Bitcoin’s price volatility is nothing new to seasoned investors, but recent market activity has many wondering if another crash could be on the horizon. After failing to hold the $64,000 mark, concerns are rising that a potential price reversal may be brewing. As of September 20, Bitcoin’s price retraced to $62,761, raising eyebrows about the sustainability of the latest rally, especially with technical and on-chain indicators flashing caution signals.

One key factor suggesting potential trouble is the number of Bitcoin holders currently in profit. More than 85% of Bitcoin holders are now seeing gains, thanks to the recent surge above $62,000. While this sounds like good news, it could also be a sign of an overheated market. When a large portion of investors sits in profit, they may become more likely to cash out, triggering a sell-off that could drive prices lower. According to data from Into The Cryptoverse, only 14.2% of investors were at a loss when Bitcoin hovered around $62,600, highlighting the fact that most traders have enjoyed significant gains during this rally. Historically, when most holders are in profit, it often precedes market corrections as selling pressure increases.

Adding to the concerns is the sharp rise in Bitcoin futures open interest. In late August, open interest in Bitcoin futures contracts peaked at $34.72 billion, coinciding with a price rally that ultimately fell short of breaking the $65,000 resistance. What followed was a 20% correction in just 10 days. Now, with the latest run-up above $64,000, open interest has increased again, suggesting that traders are highly leveraged. This sharp increase in open interest may point to excessive borrowing, which can lead to dramatic price swings if traders begin closing their positions abruptly.

While the demand for Bitcoin futures suggests optimism, it could also foreshadow a pullback similar to what was experienced at the end of August. High levels of open interest can fuel volatility, and if traders decide to adjust their strategies en masse, it could result in significant downward pressure on the market.

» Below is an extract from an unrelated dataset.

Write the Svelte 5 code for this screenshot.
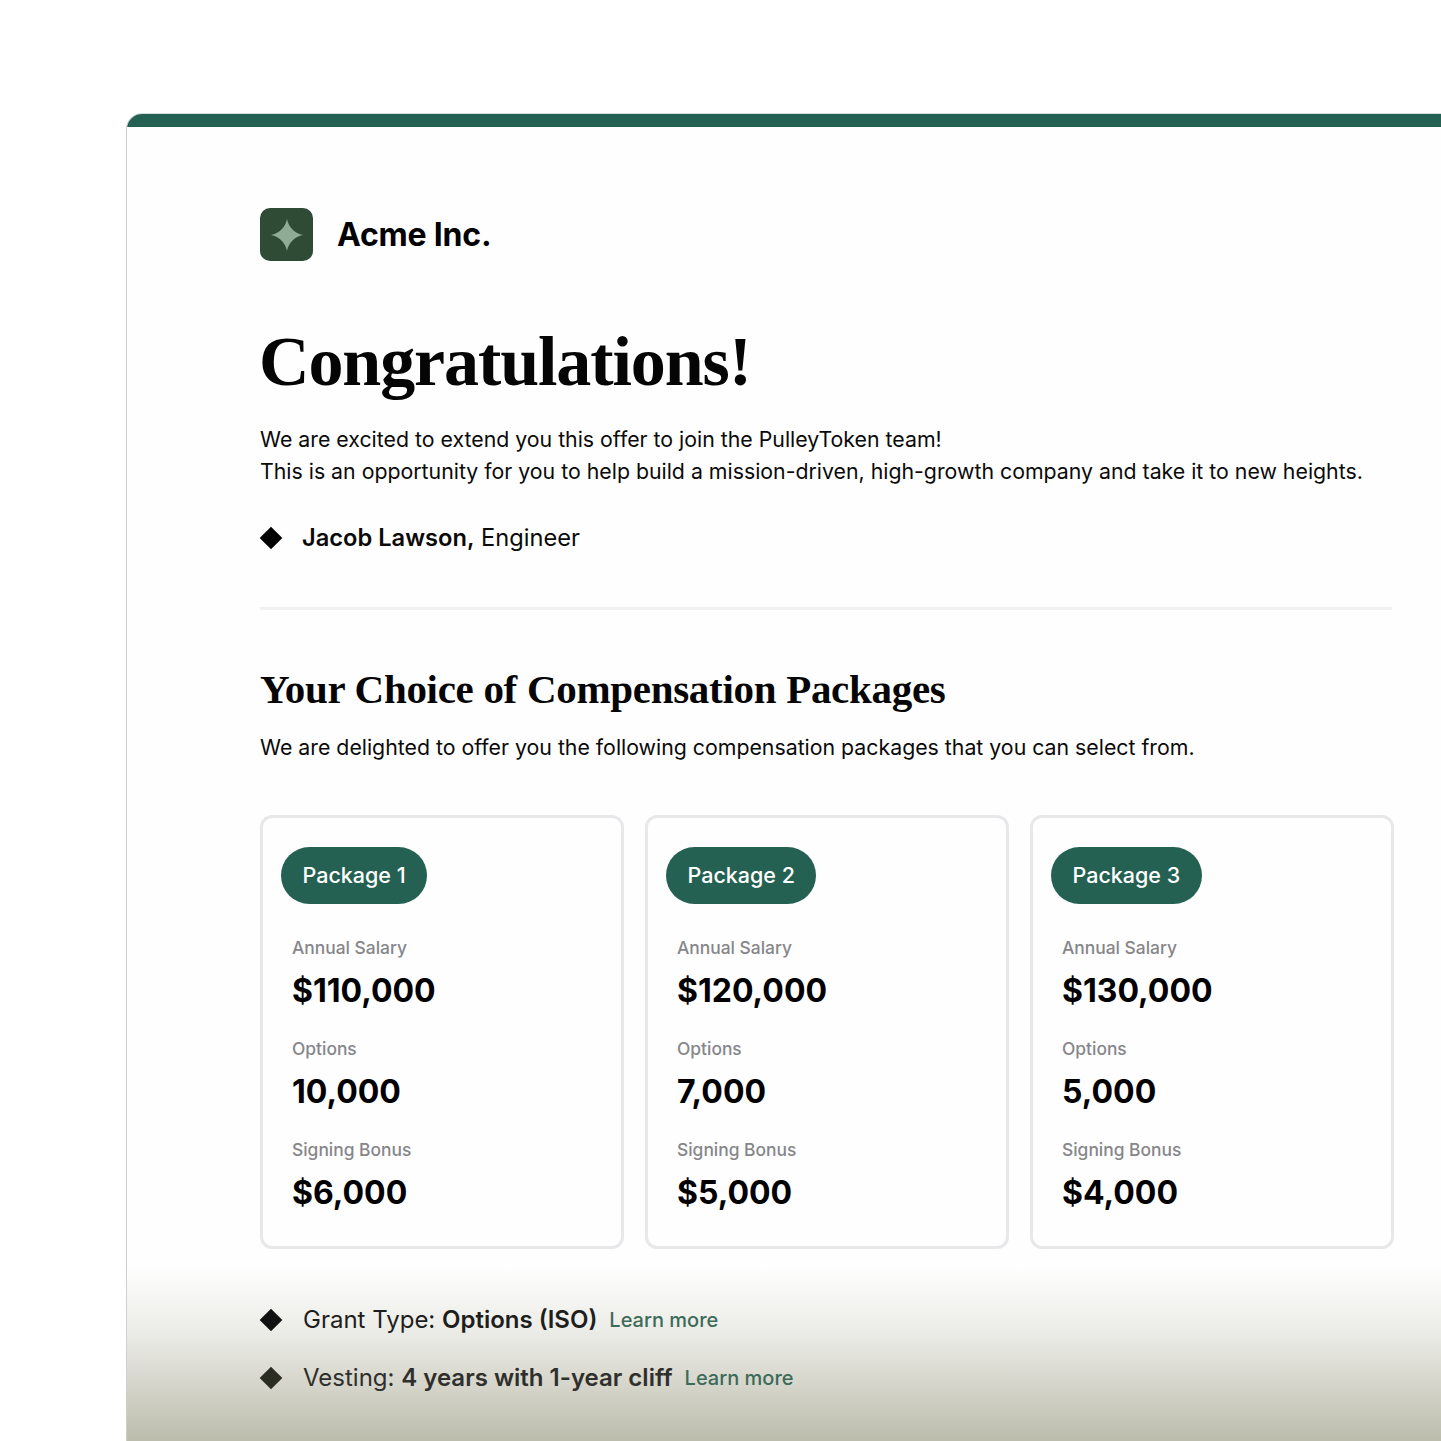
<script lang="ts">
    const packages = [
        { name: "Package 1", salary: "$110,000", options: "10,000", bonus: "$6,000" },
        { name: "Package 2", salary: "$120,000", options: "7,000", bonus: "$5,000" },
        { name: "Package 3", salary: "$130,000", options: "5,000", bonus: "$4,000" },
    ];
</script>

<div class="page">
    <div class="sheet">
        <div class="top-bar"></div>
        <div class="fade"></div>
        <div class="content">
            <div class="brand">
                <div class="logo">
                    <svg viewBox="0 0 32 32" width="32" height="32">
                        <path d="M16 0 C17.5 8 24 14.5 32 16 C24 17.5 17.5 24 16 32 C14.5 24 8 17.5 0 16 C8 14.5 14.5 8 16 0 Z" fill="#8fab96" />
                    </svg>
                </div>
                <span class="company">Acme Inc.</span>
            </div>

            <h1>Congratulations!</h1>
            <p class="intro">
                We are excited to extend you this offer to join the PulleyToken team!<br />
                This is an opportunity for you to help build a mission-driven, high-growth company and take it to new heights.
            </p>

            <div class="person">
                <span class="diamond"></span>
                <span><b>Jacob Lawson,</b> Engineer</span>
            </div>

            <hr />

            <h2>Your Choice of Compensation Packages</h2>
            <p class="sub">We are delighted to offer you the following compensation packages that you can select from.</p>

            <div class="cards">
                {#each packages as pkg}
                    <div class="card">
                        <span class="pill">{pkg.name}</span>
                        <dl>
                            <dt>Annual Salary</dt>
                            <dd>{pkg.salary}</dd>
                            <dt>Options</dt>
                            <dd>{pkg.options}</dd>
                            <dt>Signing Bonus</dt>
                            <dd>{pkg.bonus}</dd>
                        </dl>
                    </div>
                {/each}
            </div>

            <ul class="terms">
                <li>
                    <span class="diamond"></span>
                    <span>Grant Type: <b>Options (ISO)</b></span>
                    <a href="#grant">Learn more</a>
                </li>
                <li class="faded">
                    <span class="diamond"></span>
                    <span>Vesting: <b>4 years with 1-year cliff</b></span>
                    <a href="#vesting">Learn more</a>
                </li>
            </ul>
        </div>
    </div>
</div>

<style>
    :global(body) {
        background: #fff;
        overflow: hidden;
    }

    .page {
        height: 1441px;
        overflow: hidden;
        padding: 113px 0 0 126px;
        box-sizing: border-box;
        font-family: Inter, "Liberation Sans", sans-serif;
        color: #0a0a0a;
    }

    .sheet {
        position: relative;
        width: 1400px;
        height: 1328px;
        background: #fefefe;
        border-left: 1px solid #cfcfcf;
        border-top: 1px solid #d4dbd8;
        border-radius: 16px 0 0 0;
        overflow: hidden;
    }

    .top-bar {
        height: 13px;
        background: #256153;
    }

    .content {
        position: relative;
        padding: 81px 0 0 133px;
        width: 1134px;
    }

    .brand {
        display: flex;
        align-items: center;
        gap: 24px;
    }

    .logo {
        width: 53px;
        height: 53px;
        border-radius: 10px;
        background: #2f4b36;
        display: flex;
        align-items: center;
        justify-content: center;
    }

    .company {
        font-size: 32px;
        font-weight: 700;
        letter-spacing: -0.2px;
        color: #000;
    }

    h1 {
        margin: 62px 0 0 -1px;
        font-family: "Liberation Serif", serif;
        font-size: 70px;
        line-height: 78px;
        font-weight: 700;
        letter-spacing: -1.1px;
        color: #050505;
    }

    .intro {
        margin: 22px 0 0;
        font-size: 21.3px;
        line-height: 32px;
    }

    .person {
        display: flex;
        align-items: center;
        gap: 20px;
        margin-top: 35px;
        font-size: 23.66px;
        line-height: 32px;
    }

    b {
        font-weight: 600;
    }

    .diamond {
        width: 16px;
        height: 16px;
        margin: 0 3px;
        background: #000;
        transform: rotate(45deg);
        flex: none;
    }

    hr {
        margin: 53px 0 0;
        width: 1132px;
        border: 0;
        height: 3px;
        background: #f2f1f2;
    }

    h2 {
        margin: 56px 0 0;
        font-family: "Liberation Serif", serif;
        font-size: 41px;
        line-height: 46px;
        font-weight: 700;
        letter-spacing: -0.3px;
        color: #050505;
    }

    .sub {
        margin: 19px 0 0;
        font-size: 21.3px;
        line-height: 32px;
    }

    .cards {
        display: grid;
        grid-template-columns: repeat(3, 364px);
        gap: 21px;
        margin-top: 52px;
    }

    .card {
        height: 434px;
        box-sizing: border-box;
        border: 3px solid #e8e7ea;
        border-radius: 12px;
        padding: 29px 18px 0;
    }

    .pill {
        display: inline-block;
        height: 57px;
        line-height: 57px;
        padding: 0 21.5px;
        border-radius: 29px;
        background: #256153;
        color: #fff;
        font-size: 21.5px;
        font-weight: 500;
    }

    dl {
        margin: 30px 0 0 11px;
    }

    dt {
        font-size: 17.4px;
        line-height: 28px;
        font-weight: 500;
        color: #86868a;
    }

    dd {
        margin: 9px 0 24px;
        font-size: 32px;
        line-height: 40px;
        font-weight: 700;
        color: #000;
    }

    .terms {
        list-style: none;
        margin: 55px 0 0;
        padding: 0;
        font-size: 24px;
        line-height: 32px;
    }

    .terms li {
        display: flex;
        align-items: center;
        margin-bottom: 26px;
        color: #1e1e1c;
    }

    .terms li .diamond {
        margin-right: 24px;
        background: #111;
    }

    .terms li.faded {
        color: #2f2f2b;
    }

    .terms li.faded .diamond {
        background: #2b2d23;
    }

    .terms a {
        margin-left: 12px;
        font-size: 20px;
        font-weight: 500;
        color: #3c6b58;
        text-decoration: none;
    }

    .fade {
        position: absolute;
        left: 0;
        right: 0;
        bottom: 0;
        height: 176px;
        background: linear-gradient(to bottom, rgba(188, 188, 172, 0), rgba(188, 188, 172, 0.3) 40%, #bcbcac);
    }
</style>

In conclusion, while Bitcoin’s recent gains have given traders reason to celebrate, the data suggests a cautious approach moving forward. The combination of a high percentage of holders in profit and a surge in futures open interest may set the stage for a short-term correction. Investors should keep an eye on key resistance levels and monitor market sentiment closely to navigate any potential turbulence ahead.